_Code that builds pages:_
·····

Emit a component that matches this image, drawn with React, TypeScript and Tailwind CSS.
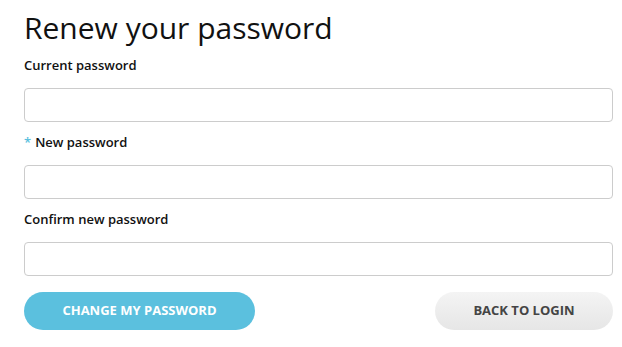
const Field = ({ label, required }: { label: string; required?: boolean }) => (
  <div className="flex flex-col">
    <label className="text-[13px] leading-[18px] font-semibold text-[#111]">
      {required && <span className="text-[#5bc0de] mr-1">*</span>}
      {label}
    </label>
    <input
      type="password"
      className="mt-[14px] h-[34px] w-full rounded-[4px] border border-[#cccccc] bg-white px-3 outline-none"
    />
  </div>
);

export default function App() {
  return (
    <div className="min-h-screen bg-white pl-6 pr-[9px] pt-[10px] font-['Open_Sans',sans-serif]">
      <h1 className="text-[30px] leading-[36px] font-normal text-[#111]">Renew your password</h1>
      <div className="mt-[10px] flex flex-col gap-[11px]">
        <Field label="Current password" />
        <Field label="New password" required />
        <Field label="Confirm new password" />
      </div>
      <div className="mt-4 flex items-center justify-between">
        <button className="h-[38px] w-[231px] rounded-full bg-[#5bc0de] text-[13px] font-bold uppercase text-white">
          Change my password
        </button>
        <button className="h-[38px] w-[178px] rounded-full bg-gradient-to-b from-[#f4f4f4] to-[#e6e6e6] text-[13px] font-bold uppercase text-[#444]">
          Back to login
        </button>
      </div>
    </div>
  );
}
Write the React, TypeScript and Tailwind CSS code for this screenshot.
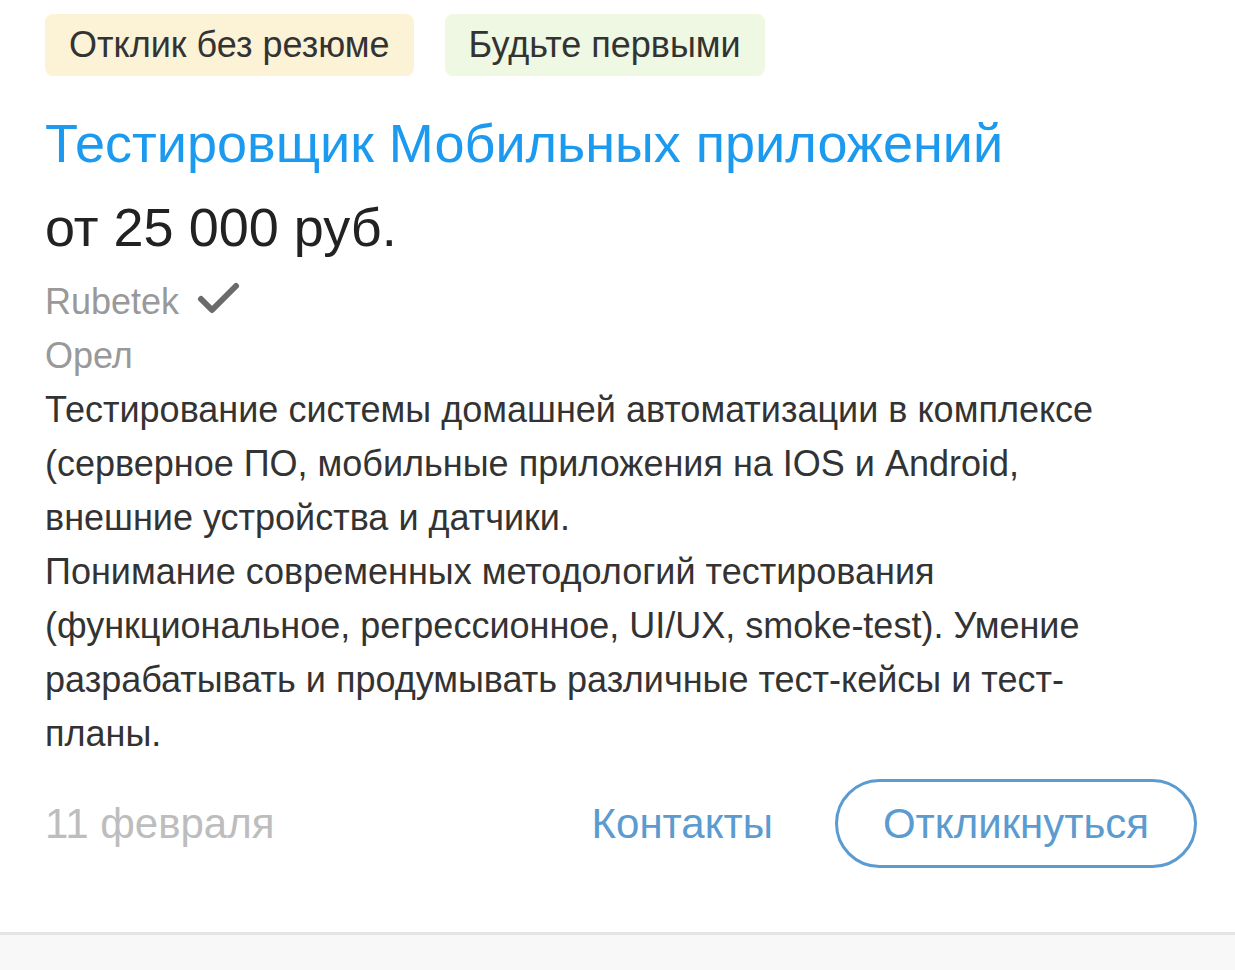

·····

_YOUR TASK:_ Repeat all the data as it stands, dropping any images it holds.

_RESULT FOR THIS EXERCISE:_
Emit a component that matches this image, drawn with React, TypeScript and Tailwind CSS.
const Field = ({ label, required }: { label: string; required?: boolean }) => (
  <div className="flex flex-col">
    <label className="text-[13px] leading-[18px] font-semibold text-[#111]">
      {required && <span className="text-[#5bc0de] mr-1">*</span>}
      {label}
    </label>
    <input
      type="password"
      className="mt-[14px] h-[34px] w-full rounded-[4px] border border-[#cccccc] bg-white px-3 outline-none"
    />
  </div>
);

export default function App() {
  return (
    <div className="min-h-screen bg-white pl-6 pr-[9px] pt-[10px] font-['Open_Sans',sans-serif]">
      <h1 className="text-[30px] leading-[36px] font-normal text-[#111]">Renew your password</h1>
      <div className="mt-[10px] flex flex-col gap-[11px]">
        <Field label="Current password" />
        <Field label="New password" required />
        <Field label="Confirm new password" />
      </div>
      <div className="mt-4 flex items-center justify-between">
        <button className="h-[38px] w-[231px] rounded-full bg-[#5bc0de] text-[13px] font-bold uppercase text-white">
          Change my password
        </button>
        <button className="h-[38px] w-[178px] rounded-full bg-gradient-to-b from-[#f4f4f4] to-[#e6e6e6] text-[13px] font-bold uppercase text-[#444]">
          Back to login
        </button>
      </div>
    </div>
  );
}
Write the React, TypeScript and Tailwind CSS code for this screenshot.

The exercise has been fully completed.